- _What you will do_: Exclude the pictures and reproduce the remaining data exactly as written.

- _Data shown_:

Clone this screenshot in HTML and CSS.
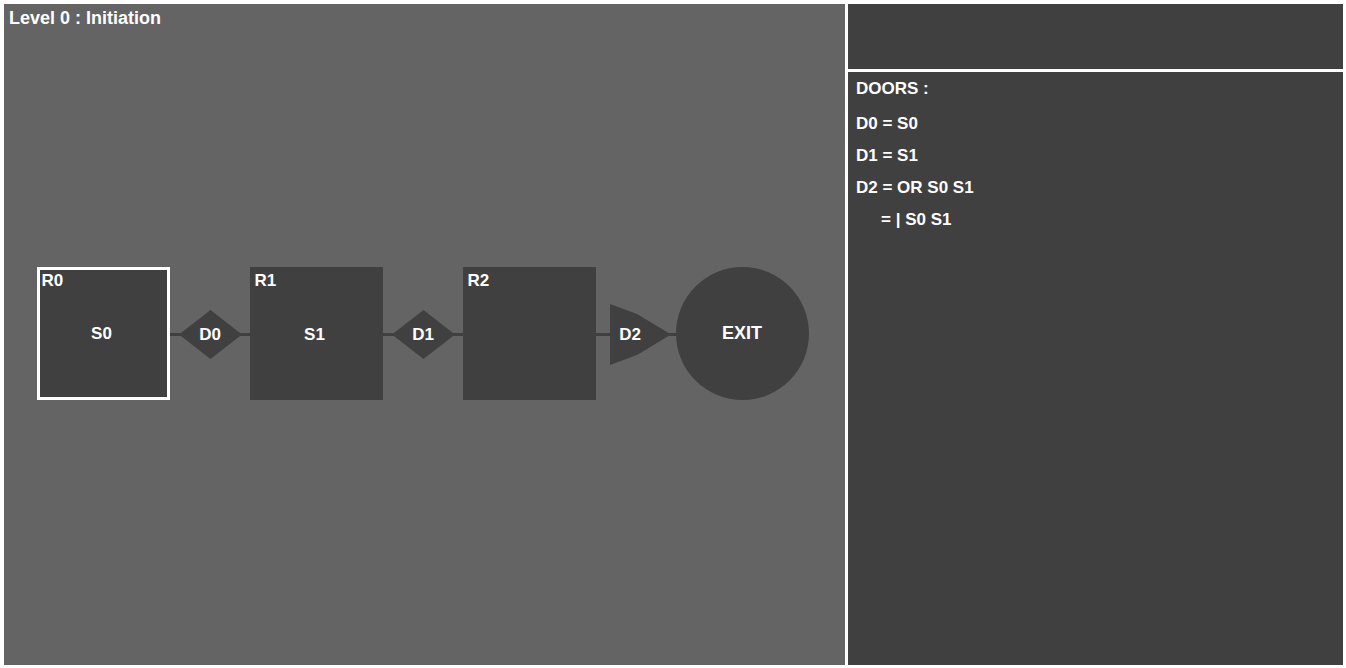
FILE: index.html
```html
<!DOCTYPE html>
<html lang="en">
<head>
<meta charset="utf-8">
<title>Level 0 : Initiation</title>
<meta name="viewport" content="width=device-width, initial-scale=1">
<link rel="stylesheet" href="styles.css">
</head>
<body>
<main class="game">
  <section class="board">
    <h1 class="level-title">Level 0 : Initiation</h1>
    <div class="map">
      <div class="room room-current"><span class="room-name">R0</span><span class="switch">S0</span></div>
      <svg class="door" viewBox="0 0 80 133">
        <path d="M0 66h80v3H0z"/>
        <path d="M9 67.5 40.5 43 72 67.5 40.5 92z"/>
        <text x="40" y="73" text-anchor="middle">D0</text>
      </svg>
      <div class="room"><span class="room-name">R1</span><span class="switch">S1</span></div>
      <svg class="door" viewBox="0 0 80 133">
        <path d="M0 66h80v3H0z"/>
        <path d="M9 67.5 40.5 43 72 67.5 40.5 92z"/>
        <text x="40" y="73" text-anchor="middle">D1</text>
      </svg>
      <div class="room"><span class="room-name">R2</span></div>
      <svg class="door" viewBox="0 0 80 133">
        <path d="M0 66h80v3H0z"/>
        <path d="M14 37 41 47 75 67.5 41 88 14 98z"/>
        <text x="34" y="73" text-anchor="middle">D2</text>
      </svg>
      <div class="exit">EXIT</div>
    </div>
  </section>
  <aside class="side">
    <div class="status"></div>
    <section class="doors">
      <h2 class="doors-title">DOORS :</h2>
      <ul class="door-list">
        <li>D0 = S0</li>
        <li>D1 = S1</li>
        <li>D2 = OR S0 S1</li>
        <li class="short-form">= | S0 S1</li>
      </ul>
    </section>
  </aside>
</main>
</body>
</html>
```

FILE: styles.css
```css
* {
  box-sizing: border-box;
}

body {
  margin: 0;
  background: #fff;
  color: #fff;
  font: bold 17px/20px "Liberation Sans", Arial, sans-serif;
}

.game {
  display: grid;
  grid-template-columns: 841fr 495fr;
  gap: 3px;
  min-height: 100vh;
  padding: 4px 3px 3px 4px;
}

.board {
  display: grid;
  background: #646464;
}

.level-title {
  grid-area: 1 / 1;
  margin: 0;
  padding: 4px 5px;
  font-size: 18px;
}

.map {
  grid-area: 1 / 1;
  display: flex;
  align-items: center;
  justify-content: center;
  padding: 0 4px 2px 0;
}

.room,
.exit {
  flex: none;
  display: grid;
  width: 133px;
  height: 133px;
  background: #404040;
}

.room {
  padding: 4px 8px 2px 5px;
}

.room-current {
  padding: 1px 5px 0 2px;
  border: 3px solid #fff;
}

.room-name,
.switch {
  grid-area: 1 / 1;
}

.switch {
  place-self: center;
}

.exit {
  place-items: center;
  padding-bottom: 2px;
  border-radius: 50%;
  font-size: 18px;
}

.door {
  flex: none;
  width: 80px;
  height: 133px;
  fill: #404040;
}

.door text {
  fill: #fff;
}

.side {
  display: grid;
  grid-template-rows: 65px 1fr;
  gap: 3px;
}

.status,
.doors {
  background: #404040;
}

.doors {
  padding: 7px 8px;
}

.doors-title {
  margin: 0 0 9px;
  font-size: 17px;
}

.door-list {
  margin: 0;
  padding: 0;
  list-style: none;
  line-height: 32px;
}

.short-form {
  padding-left: 25px;
}
```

- _Full solution_:
Clone this screenshot in HTML and CSS.
FILE: index.html
```html
<!DOCTYPE html>
<html lang="en">
<head>
<meta charset="utf-8">
<title>Level 0 : Initiation</title>
<meta name="viewport" content="width=device-width, initial-scale=1">
<link rel="stylesheet" href="styles.css">
</head>
<body>
<main class="game">
  <section class="board">
    <h1 class="level-title">Level 0 : Initiation</h1>
    <div class="map">
      <div class="room room-current"><span class="room-name">R0</span><span class="switch">S0</span></div>
      <svg class="door" viewBox="0 0 80 133">
        <path d="M0 66h80v3H0z"/>
        <path d="M9 67.5 40.5 43 72 67.5 40.5 92z"/>
        <text x="40" y="73" text-anchor="middle">D0</text>
      </svg>
      <div class="room"><span class="room-name">R1</span><span class="switch">S1</span></div>
      <svg class="door" viewBox="0 0 80 133">
        <path d="M0 66h80v3H0z"/>
        <path d="M9 67.5 40.5 43 72 67.5 40.5 92z"/>
        <text x="40" y="73" text-anchor="middle">D1</text>
      </svg>
      <div class="room"><span class="room-name">R2</span></div>
      <svg class="door" viewBox="0 0 80 133">
        <path d="M0 66h80v3H0z"/>
        <path d="M14 37 41 47 75 67.5 41 88 14 98z"/>
        <text x="34" y="73" text-anchor="middle">D2</text>
      </svg>
      <div class="exit">EXIT</div>
    </div>
  </section>
  <aside class="side">
    <div class="status"></div>
    <section class="doors">
      <h2 class="doors-title">DOORS :</h2>
      <ul class="door-list">
        <li>D0 = S0</li>
        <li>D1 = S1</li>
        <li>D2 = OR S0 S1</li>
        <li class="short-form">= | S0 S1</li>
      </ul>
    </section>
  </aside>
</main>
</body>
</html>
```

FILE: styles.css
```css
* {
  box-sizing: border-box;
}

body {
  margin: 0;
  background: #fff;
  color: #fff;
  font: bold 17px/20px "Liberation Sans", Arial, sans-serif;
}

.game {
  display: grid;
  grid-template-columns: 841fr 495fr;
  gap: 3px;
  min-height: 100vh;
  padding: 4px 3px 3px 4px;
}

.board {
  display: grid;
  background: #646464;
}

.level-title {
  grid-area: 1 / 1;
  margin: 0;
  padding: 4px 5px;
  font-size: 18px;
}

.map {
  grid-area: 1 / 1;
  display: flex;
  align-items: center;
  justify-content: center;
  padding: 0 4px 2px 0;
}

.room,
.exit {
  flex: none;
  display: grid;
  width: 133px;
  height: 133px;
  background: #404040;
}

.room {
  padding: 4px 8px 2px 5px;
}

.room-current {
  padding: 1px 5px 0 2px;
  border: 3px solid #fff;
}

.room-name,
.switch {
  grid-area: 1 / 1;
}

.switch {
  place-self: center;
}

.exit {
  place-items: center;
  padding-bottom: 2px;
  border-radius: 50%;
  font-size: 18px;
}

.door {
  flex: none;
  width: 80px;
  height: 133px;
  fill: #404040;
}

.door text {
  fill: #fff;
}

.side {
  display: grid;
  grid-template-rows: 65px 1fr;
  gap: 3px;
}

.status,
.doors {
  background: #404040;
}

.doors {
  padding: 7px 8px;
}

.doors-title {
  margin: 0 0 9px;
  font-size: 17px;
}

.door-list {
  margin: 0;
  padding: 0;
  list-style: none;
  line-height: 32px;
}

.short-form {
  padding-left: 25px;
}
```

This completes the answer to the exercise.